Task details: Output the first line of the listing and each line after it, up to and including the line that contains "import React from 'react'", exactly as written, minus the pictures.

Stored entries
'''

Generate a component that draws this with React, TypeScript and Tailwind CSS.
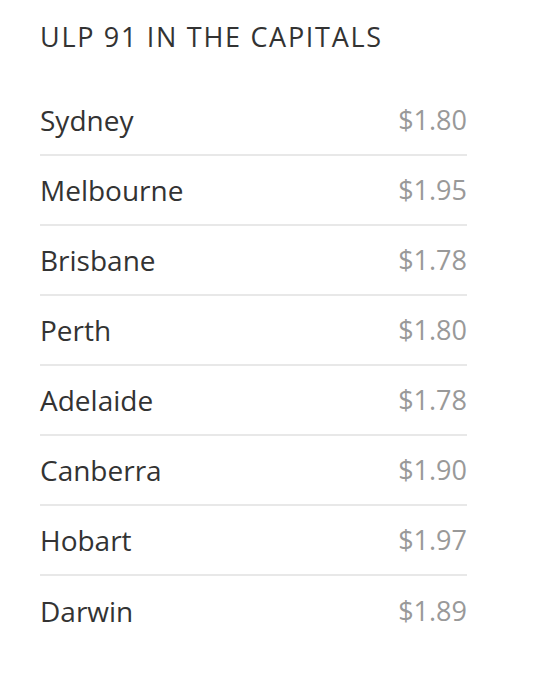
import React from 'react'

const prices = [
  { city: 'Sydney', price: '$1.80' },
  { city: 'Melbourne', price: '$1.95' },
  { city: 'Brisbane', price: '$1.78' },
  { city: 'Perth', price: '$1.80' },
  { city: 'Adelaide', price: '$1.78' },
  { city: 'Canberra', price: '$1.90' },
  { city: 'Hobart', price: '$1.97' },
  { city: 'Darwin', price: '$1.89' },
]

function App(): JSX.Element {
  return (
    <div className="min-h-[682px] w-full bg-white font-['Open_Sans',sans-serif]">
      <div className="w-[427px] ml-[40px] pt-[21px]">
        <h2 className="text-[27px] leading-[32px] text-[#333] tracking-[1.7px]">ULP 91 IN THE CAPITALS</h2>
        <ul className="mt-[33px]">
          {prices.map((p, i) => (
            <li
              key={p.city}
              className={`flex items-center justify-between h-[70px] ${i < prices.length - 1 ? 'border-b-2 border-[#e8e8e8]' : ''}`}
            >
              <span className="text-[28px] text-[#333]">{p.city}</span>
              <span className="text-[27px] text-[#999]">{p.price}</span>
            </li>
          ))}
        </ul>
      </div>
    </div>
  )
}

export default App
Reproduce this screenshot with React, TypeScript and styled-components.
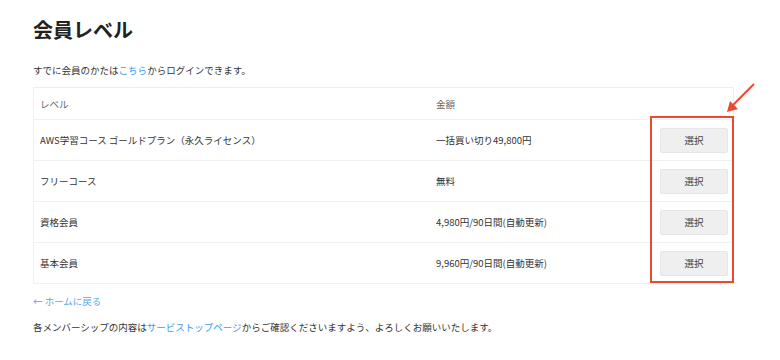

'''

Output for this task:
Generate a component that draws this with React, TypeScript and Tailwind CSS.
import React from 'react'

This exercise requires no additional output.